Note that most of the plugins do push-down as part of physical planning. While 
this works in most case, it WILL NOT work if you are doing push-down in order 
to shard the scan. For example, in order to divide a time range up into pieces 
for a time series scan. The PR thus does push-down in the logical phase so that 
we can "do the right thing."

When you say that getNewWithChildren() is for an earlier instance, it is very 
likely because Calcite gave up on your filter-push-down version because there 
was no cost reduction.

The Wiki page mentioned earlier explains all the copies a bit. Basically, Drill 
creates many copies of your GroupScan as it proceeds. First a "blank" one, then 
another with projected columns, then another full copy as Calcite explores 
planning options, and so on.

One key trick is that if you implement filter push down, you MUST return a 
lower cost estimate after the push-down than before. Else, Calcite decides that 
it is not worth the hassle of doing the push-down if the costs remain the same. 
See the Wiki for details. this is what getScanStats() does: report stats that 
must get lower as you improve the scan.

That is, one cost at the start, a lower cost after projection push down 
(reflecting the fact that we presumably now read less data per row) and a lower 
cost again after filter-push down (because we read fewer rows.) There is a 
"Dummy" storage plugin in PR 1914 that illustrates all of this.

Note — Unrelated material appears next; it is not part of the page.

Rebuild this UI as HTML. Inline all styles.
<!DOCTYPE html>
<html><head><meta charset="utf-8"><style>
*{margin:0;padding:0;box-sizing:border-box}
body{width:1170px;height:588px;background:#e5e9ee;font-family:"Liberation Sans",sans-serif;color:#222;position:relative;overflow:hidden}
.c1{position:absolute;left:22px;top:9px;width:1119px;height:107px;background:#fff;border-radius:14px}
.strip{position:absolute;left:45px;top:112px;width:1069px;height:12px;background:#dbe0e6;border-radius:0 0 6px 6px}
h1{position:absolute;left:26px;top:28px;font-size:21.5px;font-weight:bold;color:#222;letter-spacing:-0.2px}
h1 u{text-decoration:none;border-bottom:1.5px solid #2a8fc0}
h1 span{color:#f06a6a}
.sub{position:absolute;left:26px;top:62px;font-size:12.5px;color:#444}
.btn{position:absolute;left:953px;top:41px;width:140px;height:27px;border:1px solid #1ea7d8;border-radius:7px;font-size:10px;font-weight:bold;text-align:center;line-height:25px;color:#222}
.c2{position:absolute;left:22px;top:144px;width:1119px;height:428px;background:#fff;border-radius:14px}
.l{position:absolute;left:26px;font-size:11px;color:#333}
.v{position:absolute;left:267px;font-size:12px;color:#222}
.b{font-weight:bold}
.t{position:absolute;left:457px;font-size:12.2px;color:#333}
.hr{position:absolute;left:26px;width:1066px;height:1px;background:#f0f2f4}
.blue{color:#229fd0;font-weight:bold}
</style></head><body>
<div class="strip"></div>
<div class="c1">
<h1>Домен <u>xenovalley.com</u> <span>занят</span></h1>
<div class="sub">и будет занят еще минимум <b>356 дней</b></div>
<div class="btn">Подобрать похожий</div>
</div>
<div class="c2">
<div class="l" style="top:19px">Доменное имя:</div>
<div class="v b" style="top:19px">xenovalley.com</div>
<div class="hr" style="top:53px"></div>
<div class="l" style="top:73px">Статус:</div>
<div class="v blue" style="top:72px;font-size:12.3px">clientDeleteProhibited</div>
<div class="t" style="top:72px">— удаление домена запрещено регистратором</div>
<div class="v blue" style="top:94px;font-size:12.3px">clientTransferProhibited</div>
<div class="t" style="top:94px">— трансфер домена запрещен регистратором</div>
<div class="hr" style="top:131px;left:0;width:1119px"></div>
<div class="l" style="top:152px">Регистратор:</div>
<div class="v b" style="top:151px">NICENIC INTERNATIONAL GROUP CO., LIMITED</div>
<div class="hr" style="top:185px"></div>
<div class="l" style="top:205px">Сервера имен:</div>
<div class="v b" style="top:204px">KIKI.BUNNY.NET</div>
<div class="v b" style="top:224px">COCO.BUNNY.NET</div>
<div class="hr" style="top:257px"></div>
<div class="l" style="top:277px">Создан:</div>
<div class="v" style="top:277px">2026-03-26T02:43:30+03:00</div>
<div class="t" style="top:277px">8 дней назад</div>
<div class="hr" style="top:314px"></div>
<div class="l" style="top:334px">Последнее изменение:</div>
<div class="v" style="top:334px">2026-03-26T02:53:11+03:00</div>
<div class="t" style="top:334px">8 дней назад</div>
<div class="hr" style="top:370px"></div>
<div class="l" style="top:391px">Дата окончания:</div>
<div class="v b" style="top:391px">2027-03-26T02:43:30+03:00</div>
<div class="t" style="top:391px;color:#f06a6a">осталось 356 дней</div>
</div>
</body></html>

Don't worry about getDigest(), it is just Calcite trying to get a label to use 
for its internal objects. You will need to implement getString(), using Drill's 
"EXPLAIN PLAN" format, so your scan can appear in the text plan output. EXPLAIN 
PLAN output is:

ClassName [field1=x, field2=y]

There is a little builder in PR 1914 to do this for you.

Thanks,
- Paul

    On Tuesday, January 14, 2020, 7:07:58 PM PST, Andy Grove 
<[email protected]> wrote:  

 With some extra debugging I can see that the getNewWithChildren call is
made to an earlier instance of GroupScan and not the instance created by
the filter push-down rule. I'm wondering if this is some kind of
hashCode/equals/toString/getDigest issue?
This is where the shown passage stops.